_Exercise prompt:_
Check every line of the data below for the string "screenshot", and copy the ones that hold it.

---

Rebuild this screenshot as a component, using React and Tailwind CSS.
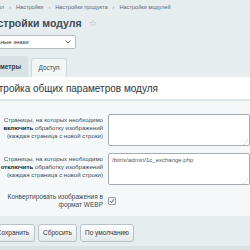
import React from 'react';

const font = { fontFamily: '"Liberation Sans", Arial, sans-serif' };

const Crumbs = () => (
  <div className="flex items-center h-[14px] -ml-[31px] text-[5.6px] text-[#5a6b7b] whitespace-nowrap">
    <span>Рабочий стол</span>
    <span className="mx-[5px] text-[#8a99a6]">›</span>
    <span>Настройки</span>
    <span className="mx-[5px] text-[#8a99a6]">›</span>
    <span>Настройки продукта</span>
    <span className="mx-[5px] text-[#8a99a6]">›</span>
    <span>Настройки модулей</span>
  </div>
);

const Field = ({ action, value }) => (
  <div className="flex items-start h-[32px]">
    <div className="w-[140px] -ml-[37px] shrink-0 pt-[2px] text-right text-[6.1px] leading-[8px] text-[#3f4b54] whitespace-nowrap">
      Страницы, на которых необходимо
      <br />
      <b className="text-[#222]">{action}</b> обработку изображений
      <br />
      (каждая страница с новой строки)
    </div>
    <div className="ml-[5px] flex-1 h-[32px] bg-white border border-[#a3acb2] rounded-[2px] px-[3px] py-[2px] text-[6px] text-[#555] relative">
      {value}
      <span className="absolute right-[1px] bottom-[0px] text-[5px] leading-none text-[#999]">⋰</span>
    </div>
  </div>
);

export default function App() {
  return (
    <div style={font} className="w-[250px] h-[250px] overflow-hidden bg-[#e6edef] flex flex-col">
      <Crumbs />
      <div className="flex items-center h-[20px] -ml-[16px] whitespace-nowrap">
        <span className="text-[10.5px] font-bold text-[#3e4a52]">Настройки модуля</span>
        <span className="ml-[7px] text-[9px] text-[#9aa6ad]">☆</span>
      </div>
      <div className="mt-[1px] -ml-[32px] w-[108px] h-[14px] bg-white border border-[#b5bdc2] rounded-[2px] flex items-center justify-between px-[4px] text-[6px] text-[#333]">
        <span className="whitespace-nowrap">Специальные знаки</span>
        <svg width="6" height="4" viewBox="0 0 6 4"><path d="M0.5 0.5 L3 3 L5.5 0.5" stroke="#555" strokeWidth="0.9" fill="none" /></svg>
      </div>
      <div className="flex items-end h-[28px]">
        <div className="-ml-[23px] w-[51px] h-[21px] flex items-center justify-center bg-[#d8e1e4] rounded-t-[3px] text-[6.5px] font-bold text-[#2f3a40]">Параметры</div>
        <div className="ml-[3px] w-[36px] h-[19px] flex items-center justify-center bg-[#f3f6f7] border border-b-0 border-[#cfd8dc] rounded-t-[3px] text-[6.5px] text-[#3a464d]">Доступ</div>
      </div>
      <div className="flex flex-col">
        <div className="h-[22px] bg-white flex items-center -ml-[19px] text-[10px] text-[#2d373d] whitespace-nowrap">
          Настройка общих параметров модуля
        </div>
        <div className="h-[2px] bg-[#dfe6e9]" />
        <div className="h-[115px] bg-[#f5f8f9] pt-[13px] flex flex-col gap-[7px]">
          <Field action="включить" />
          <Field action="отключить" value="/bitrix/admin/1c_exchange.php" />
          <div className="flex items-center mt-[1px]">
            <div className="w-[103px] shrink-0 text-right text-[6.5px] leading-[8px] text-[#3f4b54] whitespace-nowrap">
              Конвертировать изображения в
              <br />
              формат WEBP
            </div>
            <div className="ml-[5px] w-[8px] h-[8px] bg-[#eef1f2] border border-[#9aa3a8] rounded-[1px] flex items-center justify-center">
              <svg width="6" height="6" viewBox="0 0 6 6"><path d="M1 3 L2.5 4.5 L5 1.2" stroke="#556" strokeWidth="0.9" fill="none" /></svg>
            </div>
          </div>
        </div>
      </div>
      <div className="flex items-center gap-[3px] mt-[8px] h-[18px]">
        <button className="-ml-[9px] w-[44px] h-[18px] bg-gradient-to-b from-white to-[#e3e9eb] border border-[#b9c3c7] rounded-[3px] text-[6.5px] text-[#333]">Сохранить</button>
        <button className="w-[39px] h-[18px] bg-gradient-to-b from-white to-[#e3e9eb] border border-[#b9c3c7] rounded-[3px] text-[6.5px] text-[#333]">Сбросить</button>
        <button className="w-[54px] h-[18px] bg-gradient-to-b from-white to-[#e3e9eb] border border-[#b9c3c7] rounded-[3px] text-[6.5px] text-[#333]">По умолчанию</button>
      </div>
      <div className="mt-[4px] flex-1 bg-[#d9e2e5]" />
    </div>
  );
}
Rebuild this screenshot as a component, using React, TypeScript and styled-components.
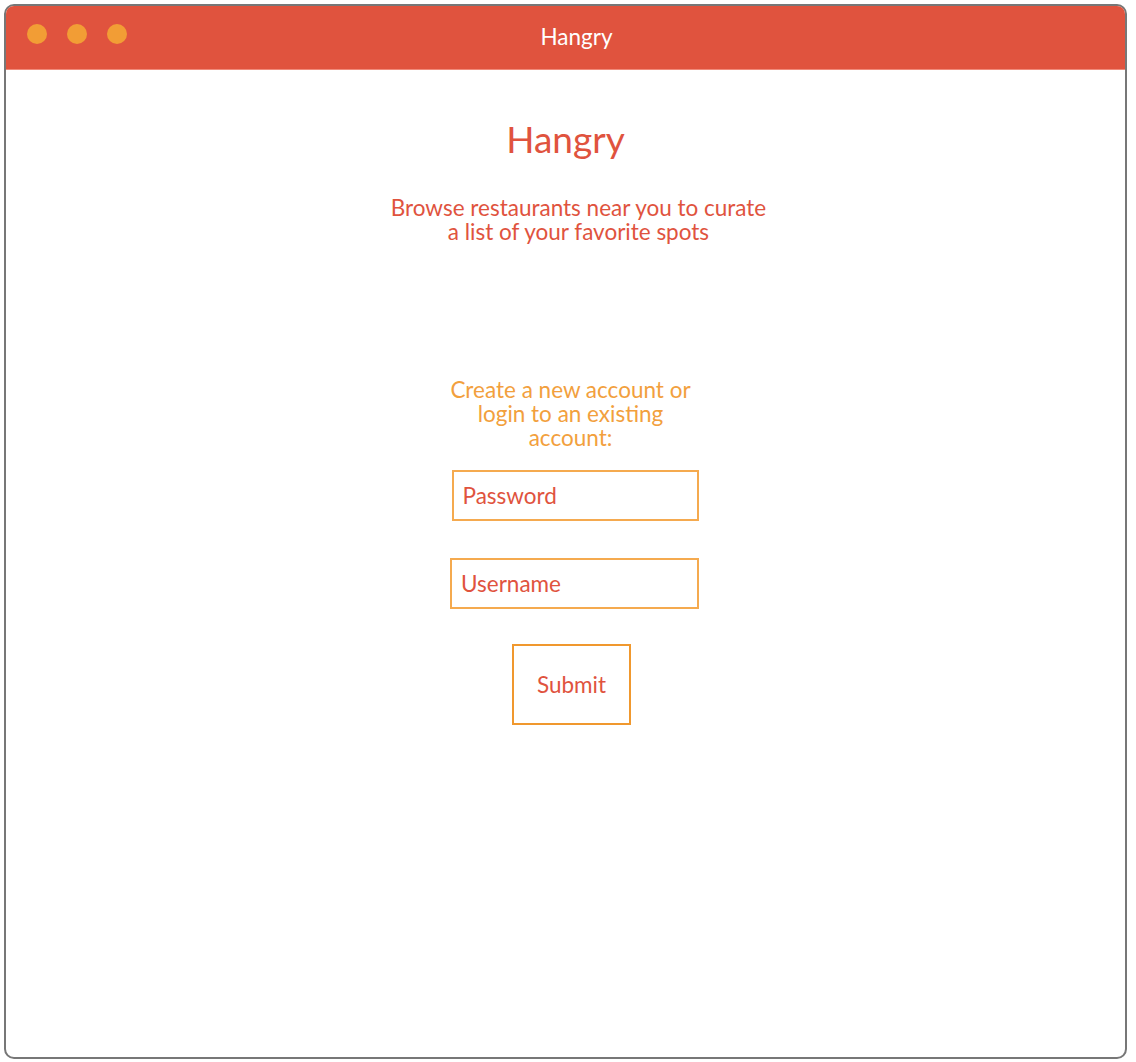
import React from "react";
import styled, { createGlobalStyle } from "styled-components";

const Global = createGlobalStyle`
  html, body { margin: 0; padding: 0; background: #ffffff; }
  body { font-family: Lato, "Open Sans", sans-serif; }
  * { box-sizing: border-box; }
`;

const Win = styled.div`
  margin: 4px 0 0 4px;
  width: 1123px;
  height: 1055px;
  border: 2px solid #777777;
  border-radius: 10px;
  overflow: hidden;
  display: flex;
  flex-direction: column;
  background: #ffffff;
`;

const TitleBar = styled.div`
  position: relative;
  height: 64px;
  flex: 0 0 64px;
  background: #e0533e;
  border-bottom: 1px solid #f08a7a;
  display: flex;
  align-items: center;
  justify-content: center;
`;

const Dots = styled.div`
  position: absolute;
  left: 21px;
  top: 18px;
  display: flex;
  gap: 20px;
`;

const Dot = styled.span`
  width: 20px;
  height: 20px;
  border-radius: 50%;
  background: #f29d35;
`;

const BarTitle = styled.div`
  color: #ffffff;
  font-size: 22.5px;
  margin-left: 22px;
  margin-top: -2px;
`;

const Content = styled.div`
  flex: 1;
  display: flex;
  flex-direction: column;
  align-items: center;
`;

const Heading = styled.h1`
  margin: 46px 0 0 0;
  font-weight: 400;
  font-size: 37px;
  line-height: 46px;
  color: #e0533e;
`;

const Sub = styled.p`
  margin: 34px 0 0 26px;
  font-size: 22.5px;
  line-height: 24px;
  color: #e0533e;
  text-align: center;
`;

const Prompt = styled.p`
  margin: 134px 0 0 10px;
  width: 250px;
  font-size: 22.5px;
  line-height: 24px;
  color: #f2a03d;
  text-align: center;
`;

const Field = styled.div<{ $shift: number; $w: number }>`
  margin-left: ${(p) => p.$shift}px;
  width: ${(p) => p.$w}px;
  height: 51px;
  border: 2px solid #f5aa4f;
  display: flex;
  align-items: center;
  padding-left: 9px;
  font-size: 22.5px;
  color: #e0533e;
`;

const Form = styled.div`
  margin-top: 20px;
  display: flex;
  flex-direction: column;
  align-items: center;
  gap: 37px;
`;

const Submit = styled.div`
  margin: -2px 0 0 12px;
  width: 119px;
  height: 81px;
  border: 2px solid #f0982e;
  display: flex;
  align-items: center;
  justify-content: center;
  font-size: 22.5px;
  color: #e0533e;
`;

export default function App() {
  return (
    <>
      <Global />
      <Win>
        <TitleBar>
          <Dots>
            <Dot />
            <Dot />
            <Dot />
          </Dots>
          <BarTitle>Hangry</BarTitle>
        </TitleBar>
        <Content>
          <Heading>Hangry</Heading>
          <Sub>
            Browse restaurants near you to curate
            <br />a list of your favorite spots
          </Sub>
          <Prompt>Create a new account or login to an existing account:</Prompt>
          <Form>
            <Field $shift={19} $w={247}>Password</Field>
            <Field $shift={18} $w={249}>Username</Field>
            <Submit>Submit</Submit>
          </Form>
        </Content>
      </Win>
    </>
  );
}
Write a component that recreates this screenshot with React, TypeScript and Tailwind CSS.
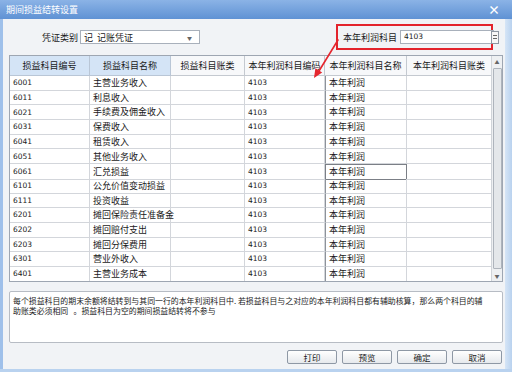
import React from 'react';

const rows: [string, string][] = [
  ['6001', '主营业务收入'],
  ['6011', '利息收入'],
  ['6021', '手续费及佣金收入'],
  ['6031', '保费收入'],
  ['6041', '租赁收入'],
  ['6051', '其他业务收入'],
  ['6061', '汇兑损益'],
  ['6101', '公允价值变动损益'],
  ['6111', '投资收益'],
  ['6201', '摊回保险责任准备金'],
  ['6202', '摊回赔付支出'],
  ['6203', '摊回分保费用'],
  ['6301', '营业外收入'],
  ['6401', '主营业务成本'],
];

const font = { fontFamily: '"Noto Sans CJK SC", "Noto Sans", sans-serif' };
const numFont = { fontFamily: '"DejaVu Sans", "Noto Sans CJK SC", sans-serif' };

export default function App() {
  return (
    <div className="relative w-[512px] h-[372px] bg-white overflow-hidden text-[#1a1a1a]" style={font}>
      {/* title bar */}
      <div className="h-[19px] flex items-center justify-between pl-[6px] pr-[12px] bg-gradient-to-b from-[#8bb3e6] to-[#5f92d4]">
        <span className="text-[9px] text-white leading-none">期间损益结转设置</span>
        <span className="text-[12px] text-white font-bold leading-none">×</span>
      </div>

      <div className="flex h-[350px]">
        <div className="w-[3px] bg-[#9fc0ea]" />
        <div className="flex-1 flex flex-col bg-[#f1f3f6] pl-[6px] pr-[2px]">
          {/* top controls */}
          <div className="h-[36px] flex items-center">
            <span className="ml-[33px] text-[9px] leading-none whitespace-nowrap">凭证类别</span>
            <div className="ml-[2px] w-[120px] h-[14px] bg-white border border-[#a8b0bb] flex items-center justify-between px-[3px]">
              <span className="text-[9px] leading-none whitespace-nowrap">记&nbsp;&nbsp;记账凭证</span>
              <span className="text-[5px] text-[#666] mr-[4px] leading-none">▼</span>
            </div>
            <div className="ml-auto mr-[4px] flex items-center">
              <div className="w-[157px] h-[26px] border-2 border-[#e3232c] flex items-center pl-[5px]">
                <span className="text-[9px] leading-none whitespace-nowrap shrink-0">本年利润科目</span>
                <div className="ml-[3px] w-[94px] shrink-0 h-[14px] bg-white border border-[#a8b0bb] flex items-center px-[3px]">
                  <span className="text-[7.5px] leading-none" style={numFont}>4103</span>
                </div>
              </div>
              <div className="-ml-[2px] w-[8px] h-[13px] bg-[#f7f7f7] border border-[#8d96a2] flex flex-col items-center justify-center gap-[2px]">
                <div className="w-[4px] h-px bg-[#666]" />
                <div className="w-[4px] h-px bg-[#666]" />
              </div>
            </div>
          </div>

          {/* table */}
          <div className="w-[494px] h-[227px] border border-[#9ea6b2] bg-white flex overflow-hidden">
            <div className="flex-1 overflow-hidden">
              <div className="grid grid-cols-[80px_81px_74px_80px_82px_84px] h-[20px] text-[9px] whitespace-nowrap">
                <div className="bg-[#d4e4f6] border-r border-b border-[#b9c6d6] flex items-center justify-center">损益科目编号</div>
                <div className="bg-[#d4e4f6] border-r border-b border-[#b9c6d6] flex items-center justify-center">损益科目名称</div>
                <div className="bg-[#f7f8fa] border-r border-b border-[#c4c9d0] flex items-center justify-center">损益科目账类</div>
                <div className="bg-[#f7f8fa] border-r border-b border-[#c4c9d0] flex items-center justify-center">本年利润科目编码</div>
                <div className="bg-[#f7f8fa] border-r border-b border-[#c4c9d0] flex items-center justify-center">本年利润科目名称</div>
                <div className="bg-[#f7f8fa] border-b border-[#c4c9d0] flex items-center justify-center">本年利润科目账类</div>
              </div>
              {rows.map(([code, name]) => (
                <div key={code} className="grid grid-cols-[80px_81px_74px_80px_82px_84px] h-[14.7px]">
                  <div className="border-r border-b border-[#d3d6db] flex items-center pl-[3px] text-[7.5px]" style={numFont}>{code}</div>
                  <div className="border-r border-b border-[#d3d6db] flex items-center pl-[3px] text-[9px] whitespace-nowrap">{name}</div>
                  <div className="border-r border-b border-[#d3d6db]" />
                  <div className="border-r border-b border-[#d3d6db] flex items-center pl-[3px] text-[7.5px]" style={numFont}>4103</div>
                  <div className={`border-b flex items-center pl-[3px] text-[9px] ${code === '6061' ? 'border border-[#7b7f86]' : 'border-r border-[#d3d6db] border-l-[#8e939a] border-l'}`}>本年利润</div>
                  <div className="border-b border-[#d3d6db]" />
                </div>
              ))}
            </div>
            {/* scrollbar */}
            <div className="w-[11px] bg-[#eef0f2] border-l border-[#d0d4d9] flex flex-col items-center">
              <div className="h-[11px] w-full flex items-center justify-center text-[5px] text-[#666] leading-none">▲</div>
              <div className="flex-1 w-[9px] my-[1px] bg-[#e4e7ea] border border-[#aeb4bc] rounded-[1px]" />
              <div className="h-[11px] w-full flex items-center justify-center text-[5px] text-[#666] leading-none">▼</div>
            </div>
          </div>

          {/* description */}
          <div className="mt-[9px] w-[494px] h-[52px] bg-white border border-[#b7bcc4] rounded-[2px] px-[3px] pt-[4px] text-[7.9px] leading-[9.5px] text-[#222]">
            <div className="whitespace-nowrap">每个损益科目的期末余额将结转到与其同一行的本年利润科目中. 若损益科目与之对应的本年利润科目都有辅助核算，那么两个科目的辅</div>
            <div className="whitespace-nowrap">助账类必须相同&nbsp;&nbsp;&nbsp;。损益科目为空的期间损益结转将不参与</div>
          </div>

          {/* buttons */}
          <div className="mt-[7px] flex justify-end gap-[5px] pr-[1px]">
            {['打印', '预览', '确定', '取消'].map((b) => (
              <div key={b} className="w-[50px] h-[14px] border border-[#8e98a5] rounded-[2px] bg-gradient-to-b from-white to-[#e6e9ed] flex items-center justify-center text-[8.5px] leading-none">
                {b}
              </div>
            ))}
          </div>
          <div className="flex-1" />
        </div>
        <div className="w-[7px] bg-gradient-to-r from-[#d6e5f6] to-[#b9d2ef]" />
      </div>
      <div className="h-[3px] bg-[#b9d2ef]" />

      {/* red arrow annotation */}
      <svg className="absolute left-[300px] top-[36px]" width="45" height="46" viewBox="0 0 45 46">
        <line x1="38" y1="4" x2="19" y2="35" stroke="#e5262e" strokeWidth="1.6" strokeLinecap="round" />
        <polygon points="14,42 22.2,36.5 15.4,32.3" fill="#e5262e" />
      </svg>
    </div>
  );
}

---

_Result:_
Rebuild this screenshot as a component, using React and Tailwind CSS.
Rebuild this screenshot as a component, using React, TypeScript and styled-components.
Write a component that recreates this screenshot with React, TypeScript and Tailwind CSS.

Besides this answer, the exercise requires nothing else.